Per mettere sotto inchiesta un’organizzazione di tale forza ci vuole tantissima professionalità e tantissimo coraggio: e il dottor Gratteri sta dimostrando di possederle entrambe.
Certo, è presto per esprimere giudizi. Ma in questa fase non vediamo politici in prima fila che lottano contro la ‘ndrangheta: al contrario- e purtroppo ci siamo abituati – prendiamo invece atto dell’eventuale presenza di presunte collusioni a carico di politici di centrodestra e di centrosinistra e a carico, anche, di uomini dello Stato.

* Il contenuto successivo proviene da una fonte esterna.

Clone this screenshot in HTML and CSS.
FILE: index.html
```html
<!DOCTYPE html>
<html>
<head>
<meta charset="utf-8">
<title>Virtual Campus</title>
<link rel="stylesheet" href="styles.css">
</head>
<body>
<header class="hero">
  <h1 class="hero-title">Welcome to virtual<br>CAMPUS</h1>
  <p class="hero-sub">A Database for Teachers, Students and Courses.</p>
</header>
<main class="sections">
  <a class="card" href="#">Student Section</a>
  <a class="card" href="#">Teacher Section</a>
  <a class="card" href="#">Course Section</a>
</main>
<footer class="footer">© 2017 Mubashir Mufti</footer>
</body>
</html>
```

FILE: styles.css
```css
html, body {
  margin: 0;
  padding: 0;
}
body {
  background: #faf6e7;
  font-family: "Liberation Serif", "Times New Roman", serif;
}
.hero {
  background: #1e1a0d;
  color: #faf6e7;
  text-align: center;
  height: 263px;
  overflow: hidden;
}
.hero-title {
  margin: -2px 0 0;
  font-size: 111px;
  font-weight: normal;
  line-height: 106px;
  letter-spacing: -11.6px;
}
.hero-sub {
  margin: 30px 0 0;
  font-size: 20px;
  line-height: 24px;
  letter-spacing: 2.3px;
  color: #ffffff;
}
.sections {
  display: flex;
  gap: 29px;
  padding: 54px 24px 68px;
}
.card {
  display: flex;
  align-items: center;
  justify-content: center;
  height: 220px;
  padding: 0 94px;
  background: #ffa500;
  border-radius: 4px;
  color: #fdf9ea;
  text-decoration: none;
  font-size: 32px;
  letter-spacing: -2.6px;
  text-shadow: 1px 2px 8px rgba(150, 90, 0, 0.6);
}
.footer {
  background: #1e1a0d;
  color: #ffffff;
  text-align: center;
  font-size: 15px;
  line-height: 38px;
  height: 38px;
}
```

Dobbiamo essere cauti, certo: ma – da semplici cittadini che si informano da giornali, radio, televisione e rete – ricordiamoci del processo per la strage di via D’Amelio e di quello che sta emergendo dopo anni di depistaggi già acclarati. Proviamo a guardare il presente alla luce di quanto sta emergendo dalle nebbie del passato.
Noi siamo cauti e rispettosi dell’ordinamento del nostro Paese: aspettiamo l’evoluzione di questa inchiesta e gli eventuali processi.

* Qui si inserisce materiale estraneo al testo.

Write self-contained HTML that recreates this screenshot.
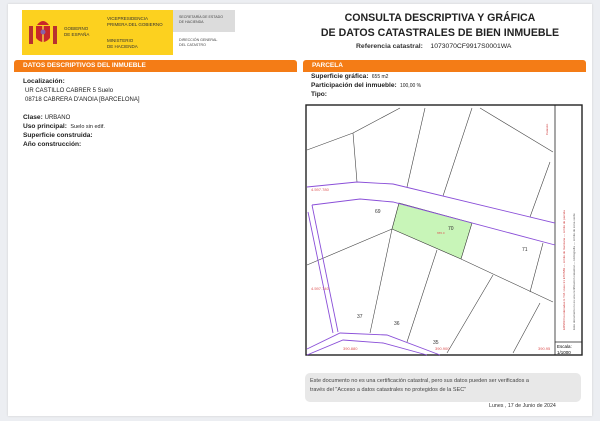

Ma difendiamo la magistratura e il dottor Gratteri: perché alla fine, ancora una volta, è la magistratura, e non certo la politica, che si sta caricando l’onere molto rischioso di fare luce su un’organizzazione criminale che fa paura.
E fa bene il dottore Gratteri a tenere alta l’asticella dell’attenzione: anzi, noi dobbiamo aiutare questo magistrato e tutta la magistratura: lo dobbiamo fare perché è giusto farlo: e lo dobbiamo fare da gente del Sud che non ne può più di queste forme di criminalità organizzata che al Mezzogiorno hanno portato solo lutti, sciagure, sottosviluppo e povertà.
E’ importante, anche, ricordare allo Stato che, soprattutto nel Sud, la criminalità prende piede se non si creano occasioni di sviluppo. Al capo del Governo, Giuseppe Conte, e al Ministro degli Affari regionali, Francesco Boccia, va ricordato che l’applicazione dell’Autonomia differenziata senza i Lep, i Livelli essenziali delle prestazioni, provocherà soltanto un ulteriore impoverimento delle Regioni del Sud Italia, che si vedranno espropriate di altri 60-70 miliardi di euro all’anno.
Un’Autonomia differenziata senza i Lep sarebbe l’ennesimo regalo alla criminalità organizzata del Sud, che troverebbe altri adepti tra i nuovi poveri.